Q: Having done two of these, do you feel a sense of ownership towards
Sherlock? Do you have any interest in the other portrayals?
RDJ: Yeah, I kinda like everybody. Whenever I watch someone doing
something, even if it doesn’t turn out so great, I at least admire their
intentions and stuff. I know that there’s some kind of quintessential
performances that have happened out there. I’ve heard more about the
series than I’ve seen, but I’m intrigued by it. I think it’s important
that we’re all part of the same collective of honoring this great writer
and his stories.
Q: Joel, with so many franchises that you’ve been a part of, where
does Sherlock Holmes fit in your lifetime and what does it mean to you?
JS: I am a fan of serial fiction as evidenced by all the multiple
movies I’ve done that were franchises, and of course, I like the
lucrative nature of dealing with a franchise which is very exciting.
Each one of these movies that we started, and even “The Matrix” in a
way, they were never planned to continue. They were just an idea that
was successful and then let’s find a way to keep telling that story.

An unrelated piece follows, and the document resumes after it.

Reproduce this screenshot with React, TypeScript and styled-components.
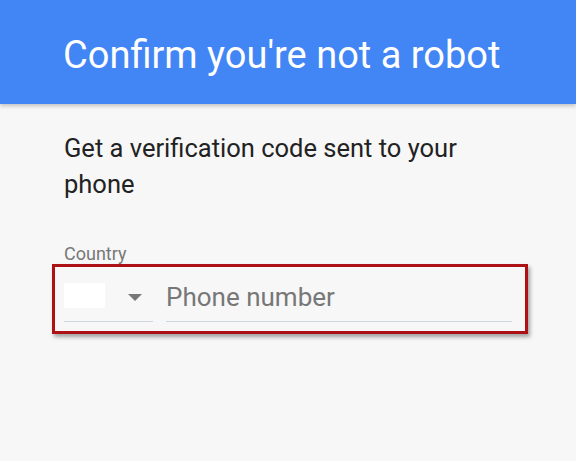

With Sherlock, there really is an opportunity to continue telling the
story. I mean, they’re doing Bond #23 now. I don’t know how long it will
take us to get to Sherlock #23, but I do think that this is a character
that can survive in so many ways. We’re talking about maybe taking the
next one completely to America, so I mean there are so many ways that
the character can live and thrive. The fact that we have this incredible
Jude and Robert chemistry is just fantastic. I always say here are
these guys that literally ad lib in 19th century English and they can
just go for it. It’s incredible. People will always say this: the movie
of the making of this movie would have been as exciting as the movie
itself. But, just seeing them work together and how Guy and everybody is
so involved, it’s just a fantastic family and it’s a great feeling when
we know we’ve done something that is special and that everybody is
seeing it and enjoying it like we did.
“Sherlock Holmes: A Game of Shadows” opens in theaters on December 16th.